An adviser to Donald Trump’s reelection campaign told Fox News on Sunday that the President wants to “provide support” for DACA migrants and to import “the brightest and the best” foreign workers into U.S. jobs.
Fox News asked Mercedes Schlapp July 12 about Trump’s July 10 comments saying he would support an Executive Order or a draft immigration bill that provided some form of legalization to perhaps 750,000 DACA migrants. She answered:
Well, I don’t want to get ahead of the President, but let me tell you something; the President from Day One has talked about and has had results in making sure that we secure our border and build the wall, which has been a priority for this president.
And so, in essence, what the President has also been talking about is a merit-based immigration system, meaning that you protect American workers while at the same time bringing in the brightest and the best into our country.
Mark Krikorian, director of the Center for Immigration Studies, described Schlapp’s answer as portraying the demand by business lobbyists for massive legal immigration as the only reasonable alternative to Democrats’ open-border plans. This either/or choice allows her to “memory-hole the choice of reducing immigration” that would allow Americans to get well-paying jobs, he said.
In Trump’s 2017 inauguration speech, he promised jobs for Americans, not migrants:
We will get our people off of welfare and back to work, rebuilding our country with American hands and American labor. We will follow two simple rules; buy American and hire American.
Amid the coronavirus crash, “what is the argument for keeping immigration now?” Krikorian asked.
Trump added much confusion on July 10 when told the Spanish-language TV network Telemundo:
I’m going to do a big executive order. I have the power to do it as president. And I’m going to make DACA a part of it. But we put it in and we’re probably then going to be taking it out. We’re working out the legal complexities right now, but I’m going to be signing a very major immigration bill as an executive order. I’m going to make DACA a part of it.
His comments come after making the popular June 22 decision to curb the inflow of migrants into the jobs needed by U.S. graduates and blue-collar workers.
Schlapp commented on the President’s July 10 statement.
“The Democrats and Joe Biden believe in open borders, they believe in free health care for illegal immigrants, and obviously that’s not going to work,” Schlapp said. “So, the President has been transparent in this process, in ensuring that we first and foremost secure our border, [then] work on a merit-based immigration system because we know our current immigration system is broken, and then provide support for the DACA recipients.”

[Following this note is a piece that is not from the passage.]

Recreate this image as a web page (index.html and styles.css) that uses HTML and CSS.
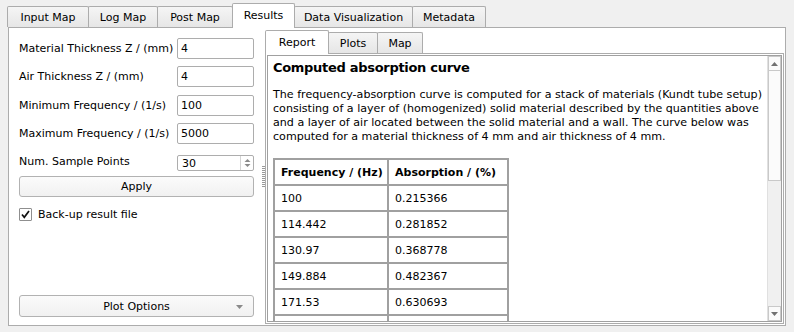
FILE: index.html
```html
<!DOCTYPE html>
<html lang="en">
<head>
    <meta charset="UTF-8">
    <title>Results</title>
    <link rel="stylesheet" href="styles.css">
</head>
<body>
    <div class="window">
        <div class="tabbar">
            <div class="tab tab-input">Input Map</div>
            <div class="tab tab-log">Log Map</div>
            <div class="tab tab-post">Post Map</div>
            <div class="tab tab-results active">Results</div>
            <div class="tab tab-dataviz">Data Visualization</div>
            <div class="tab tab-meta">Metadata</div>
        </div>

        <div class="pane">
            <div class="left">
                <div class="form">
                    <div class="row">
                        <span class="label">Material Thickness Z / (mm)</span>
                        <div class="field">4</div>
                    </div>
                    <div class="row">
                        <span class="label">Air Thickness Z / (mm)</span>
                        <div class="field">4</div>
                    </div>
                    <div class="row">
                        <span class="label">Minimum Frequency / (1/s)</span>
                        <div class="field">100</div>
                    </div>
                    <div class="row">
                        <span class="label">Maximum Frequency / (1/s)</span>
                        <div class="field">5000</div>
                    </div>
                    <div class="row">
                        <span class="label">Num. Sample Points</span>
                        <div class="spin">
                            <span class="spin-value">30</span>
                            <span class="spin-btns">
                                <svg width="7" height="10" viewBox="0 0 7 10">
                                    <path d="M0.5 4 L3.5 1 L6.5 4 Z" fill="#8a8a8a"/>
                                    <path d="M0.5 6 L3.5 9 L6.5 6 Z" fill="#8a8a8a"/>
                                </svg>
                            </span>
                        </div>
                    </div>
                </div>

                <div class="button apply">Apply</div>

                <div class="check">
                    <span class="box">
                        <svg width="11" height="11" viewBox="0 0 11 11">
                            <path d="M2 5.5 L4.3 8.3 L9 2" fill="none" stroke="#111" stroke-width="1.7"/>
                        </svg>
                    </span>
                    Back-up result file
                </div>

                <div class="spacer"></div>

                <div class="button combo">
                    Plot Options
                    <svg class="combo-arrow" width="7" height="4" viewBox="0 0 7 4">
                        <path d="M0 0 L7 0 L3.5 4 Z" fill="#8a8a8a"/>
                    </svg>
                </div>
            </div>

            <div class="splitter"><div class="grip"></div></div>

            <div class="inner">
                <div class="subtabs">
                    <div class="subtab sub-report active">Report</div>
                    <div class="subtab sub-plots">Plots</div>
                    <div class="subtab sub-map">Map</div>
                </div>
                <div class="inner-pane">
                    <div class="browser">
                        <div class="doc">
                            <h3>Computed absorption curve</h3>
                            <p>The frequency-absorption curve is computed for a stack of materials (Kundt tube setup)<br>consisting of a layer of (homogenized) solid material described by the quantities above<br>and a layer of air located between the solid material and a wall. The curve below was<br>computed for a material thickness of 4 mm and air thickness of 4 mm.</p>
                            <table class="data">
                                <tr><th class="c1">Frequency / (Hz)</th><th class="c2">Absorption / (%)</th></tr>
                                <tr><td>100</td><td>0.215366</td></tr>
                                <tr><td>114.442</td><td>0.281852</td></tr>
                                <tr><td>130.97</td><td>0.368778</td></tr>
                                <tr><td>149.884</td><td>0.482367</td></tr>
                                <tr><td>171.53</td><td>0.630693</td></tr>
                                <tr><td></td><td></td></tr>
                            </table>
                        </div>
                        <div class="scrollbar">
                            <div class="sb-btn">
                                <svg width="7" height="4" viewBox="0 0 7 4"><path d="M0 4 L3.5 0 L7 4 Z" fill="#707070"/></svg>
                            </div>
                            <div class="sb-track"><div class="sb-handle"></div></div>
                            <div class="sb-btn">
                                <svg width="7" height="4" viewBox="0 0 7 4"><path d="M0 0 L7 0 L3.5 4 Z" fill="#707070"/></svg>
                            </div>
                        </div>
                    </div>
                </div>
            </div>
        </div>
    </div>
</body>
</html>
```

FILE: styles.css
```css
* {
    box-sizing: border-box;
}
body {
    margin: 0;
    width: 794px;
    height: 332px;
    overflow: hidden;
    background: #f0f0f0;
    font-family: "DejaVu Sans", Tahoma, sans-serif;
    font-size: 11px;
    color: #000;
}
.window {
    padding: 0 8px;
}

/* main tab bar */
.tabbar {
    display: flex;
    align-items: flex-end;
    height: 27px;
    margin-left: -1px;
}
.tab {
    height: 21px;
    margin-right: -1px;
    border: 1px solid #acacac;
    border-bottom: none;
    border-radius: 2px 2px 0 0;
    background: linear-gradient(#f5f5f5, #e6e6e6);
    display: flex;
    align-items: center;
    justify-content: center;
    white-space: nowrap;
}
.tab.active {
    height: 25px;
    margin-bottom: -1px;
    padding-bottom: 2px;
    background: #fff;
    position: relative;
    z-index: 1;
}
.tab-input { width: 82px; }
.tab-log { width: 70px; }
.tab-post { width: 76px; }
.tab-results { width: 63px; }
.tab-dataviz { width: 119px; }
.tab-meta { width: 74px; }

.pane {
    height: 299px;
    border: 1px solid #acacac;
    background: #fff;
    display: flex;
    padding: 0 1px 1px 0;
    overflow: hidden;
}

/* left form panel */
.left {
    width: 251px;
    padding: 10px 6px 7px 10px;
    display: flex;
    flex-direction: column;
}
.form {
    display: flex;
    flex-direction: column;
    gap: 7.33px;
}
.row {
    height: 21px;
    display: flex;
    align-items: center;
}
.label {
    width: 158px;
    white-space: nowrap;
}
.field {
    width: 77px;
    height: 21px;
    border: 1px solid #adadad;
    border-radius: 2px;
    padding-left: 3px;
    display: flex;
    align-items: center;
}
.spin {
    width: 77px;
    height: 16px;
    margin-top: 2px;
    border: 1px solid #adadad;
    border-radius: 2px;
    display: flex;
    align-items: center;
}
.spin-value {
    flex: 1;
    padding-left: 4px;
    padding-top: 1px;
}
.spin-btns {
    width: 13px;
    height: 100%;
    border-left: 1px solid #d4d4d4;
    display: flex;
    align-items: center;
    justify-content: center;
}
.button {
    height: 21px;
    border: 1px solid #b2b2b2;
    border-radius: 3px;
    background: linear-gradient(#fbfbfb, #f1f1f1);
    display: flex;
    align-items: center;
    justify-content: center;
}
.apply {
    margin-top: 4px;
}
.check {
    margin-top: 10px;
    height: 14px;
    display: flex;
    align-items: center;
    gap: 6px;
}
.box {
    width: 13px;
    height: 13px;
    border: 1px solid #8f8f8f;
    border-radius: 1px;
    background: #fff;
    display: flex;
    align-items: center;
    justify-content: center;
}
.spacer {
    flex: 1;
}
.combo {
    height: 22px;
    position: relative;
}
.combo-arrow {
    position: absolute;
    right: 10px;
    top: 9px;
}

/* splitter */
.splitter {
    width: 5px;
    display: flex;
    align-items: center;
    justify-content: center;
}
.grip {
    width: 3px;
    height: 21px;
    margin-left: 1px;
    background: repeating-linear-gradient(to bottom, #9a9a9a 0 1px, transparent 1px 2px);
}

/* right tab widget */
.inner {
    width: 519px;
    min-height: 0;
    display: flex;
    flex-direction: column;
}
.subtabs {
    display: flex;
    align-items: flex-end;
    height: 25px;
    flex: none;
}
.subtab {
    height: 21px;
    margin-right: -1px;
    border: 1px solid #acacac;
    border-bottom: none;
    border-radius: 2px 2px 0 0;
    background: linear-gradient(#f5f5f5, #e6e6e6);
    display: flex;
    align-items: center;
    justify-content: center;
}
.subtab.active {
    height: 24px;
    margin-bottom: -1px;
    padding-bottom: 1px;
    background: #fff;
    position: relative;
    z-index: 1;
}
.sub-report { width: 64px; }
.sub-plots { width: 50px; }
.sub-map { width: 46px; }

.inner-pane {
    flex: 1;
    min-height: 0;
    border: 1px solid #acacac;
    padding: 1px;
    display: flex;
}
.browser {
    flex: 1;
    min-height: 0;
    border: 1px solid #a0a0a0;
    display: flex;
    overflow: hidden;
}
.doc {
    flex: 1;
    min-width: 0;
    overflow: hidden;
    padding: 3px 5px;
}
.doc h3 {
    margin: 0;
    font-size: 13px;
    line-height: 17px;
    letter-spacing: -0.3px;
    font-weight: bold;
}
.doc p {
    margin: 12px 0 14px;
    font-size: 11.1px;
    line-height: 14px;
    white-space: nowrap;
}
.data {
    border-collapse: separate;
    border-spacing: 0;
    border: 1px solid #a0a0a0;
    font-size: 11px;
    table-layout: fixed;
    width: 236px;
}
.data th,
.data td {
    height: 26px;
    border: 1px solid #a0a0a0;
    padding: 0 2px 0 6px;
    text-align: left;
    white-space: nowrap;
    overflow: hidden;
}
.data th {
    font-weight: bold;
}
.c1 { width: 114px; }
.c2 { width: 120px; }

/* scroll bar */
.scrollbar {
    width: 14px;
    background: #f0f0f0;
    border-left: 1px solid #e0e0e0;
    display: flex;
    flex-direction: column;
}
.sb-btn {
    height: 15px;
    flex: none;
    border: 1px solid #c9c9c9;
    background: #fafafa;
    display: flex;
    align-items: center;
    justify-content: center;
}
.sb-track {
    flex: 1;
}
.sb-handle {
    height: 110px;
    border: 1px solid #c9c9c9;
    border-top: none;
    background: #fbfbfb;
}
```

But the say the immigration system is broken because the huge inflow of legal migrants to Fortune 500 companies undermines wages and jobs for Americans, Krikorian said. Any policy of bringing in more of “the brightest and the best” would cause even more economic harm to Americans, he added.
Krikorian went on, saying “the unspoken premise [in Schlapp’s comments] is that only illegal immigration undermines American workers.”
“In fact, most immigration has always been legal, and even the “high-skilled immigration” of ordinary tech workers undermines American jobs and wages,” he said.
“This is a completely predictable attempt to preserve [Trump’s] pro-worker rhetoric without delivering pro-worker immigration policies” to Trump’s voters, he said.
Schlapp suggested that Trump could maintain voter enthusiasm while endorsing a DACA amnesty:
There’s no question that we have an enthusiasm edge over Joe Biden and this is due because of President Trump’s strong record in helping the American people, and up here at the campaign and over at the RNC [Republican National Committee] we’ve been harnessing this enthusiasm and turning it into positive voter registration numbers.
Each year, roughly four million Americans leave school to begin their careers and to prepare for marriages and families.
Trump has successfully blocked nearly all blue-collar illegal migration since 2019. But he has not managed to repatriate many illegals who are living and working in the United States.
However, the federal government import roughly one million legal immigrants to spike the economy with extra consumers, real-estate buyers, and workers.
The federal government allows the Fortune 500 companies to keep roughly 1.3 million foreign white-collar workers in the started jobs needed by U.S. graduates. For example, the Occupational Practical Training program annually provides Fortune 500 companies with up to 500,000 cheap, compliant, and legally unprotected white-collar workers, many of whom work for Indian-run, gig worker subcontractors.
Business groups tout these visa workers as the best and brightest, yet most have skills inferior to American graduates and are often trained to do their jobs by American workers.